First, we should train the teacher network. During self- and knowledge- distillations new networks will try to learn the distribution of the teacher network. In order to train teacher models we set they hyperparameters as in the table below.
| Hyperparameters | Values |
|---|---|
| Loss | Cross Entropy |
| Learning Rate | 0.001 |
| Optimizer | Adam |
| Number of epochs | 100 |
| Training size | 45000 |
| Validation size | 5000 |
In figures below you can see the training graphs.
In the following figures you can observe validation graphs.

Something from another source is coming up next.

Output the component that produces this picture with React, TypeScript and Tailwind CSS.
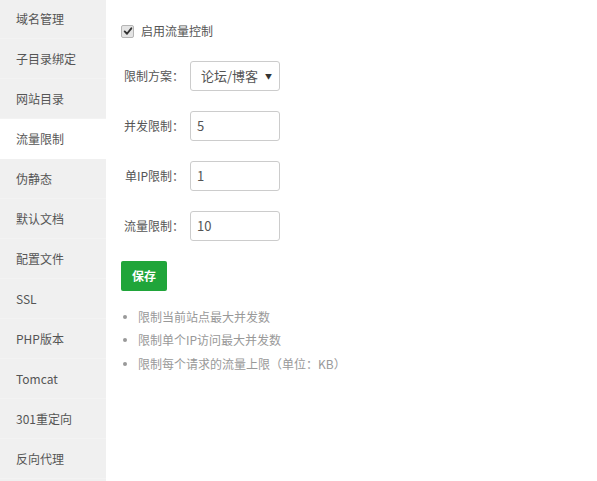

Models with the minimal validation losses were saved for further experiments. Validation accuracy and test accuracy are shown in the table below.
| Model # | Validation Accuracy | Test Accuracy |
|---|---|---|
| Model 0 | 86.66 | 86.01 |
| Model 1 | 86.06 | 85.46 |
| Model 2 | 86.08 | 85.71 |
| Model 3 | 86.38 | 86.17 |
| Model 4 | 87 | 86.39 |
Mean validation accuracy is 86.44%, and mean test accuracy is 85.95%.
Step 2. The ensemble.
The ensemble of five models achieves 89.07% accuracy on the testing set, which is 3.12% improvement.
Step 3. Self-Distillation and Knowledge Distillation
Graphs below show the training procedure for 5 ResNet models trained by the self-distillation method and a ResNet model trained by the knowledge distillation method. During self-distillation we use the probability distribution from the teacher network as a a target for a student network, and during knowledge distillation the probability distribution from an ensemble of five models is used as a teacher network.
Figures below show the training graphs of the student networks. There are two loss graphs, one of them is cross entropy loss between model output and target distribution, and another one is between model output and the target label. The former is used during training, and the latter acts as a supportive .
Run set
6
In the following figures you can observe validation graphs.
Run set
6
| (TN) Validation accuracy | (TN) Test accuracy | (SN) Validation accuracy | (SN) Test accuracy |
|---|---|---|---|
| 86.66 | 86.01 | 87.7 | 86.88 |
| 86.06 | 85.46 | 87.54 | 86.48 |
| 86.08 | 85.71 | 87.14 | 86.13 |
| 86.38 | 86.17 | 86.46 | 85.32 |
| 87 | 86.39 | 87.38 | 87.08 |
The table shows the results of using the model on the left as a teacher (TN, i.e. Teacher Network), and student (SN, i.e. Student Network)on the right. Models on the left are identical to those used before in Step 1.
Discussion
It is clear to see that ensemble, knowledge and self-distillation works. The accuracy on the test set goes up for about ~1% using self-distillation. The ensemble model gives us ~2.5-3% boost.
Knowledge distillation works as seen from the results. However, I expected more significant boost. One interesting thing to note is that if we will create an ensemble from the models produced in self-distillation, then the accuracy will be 89.38.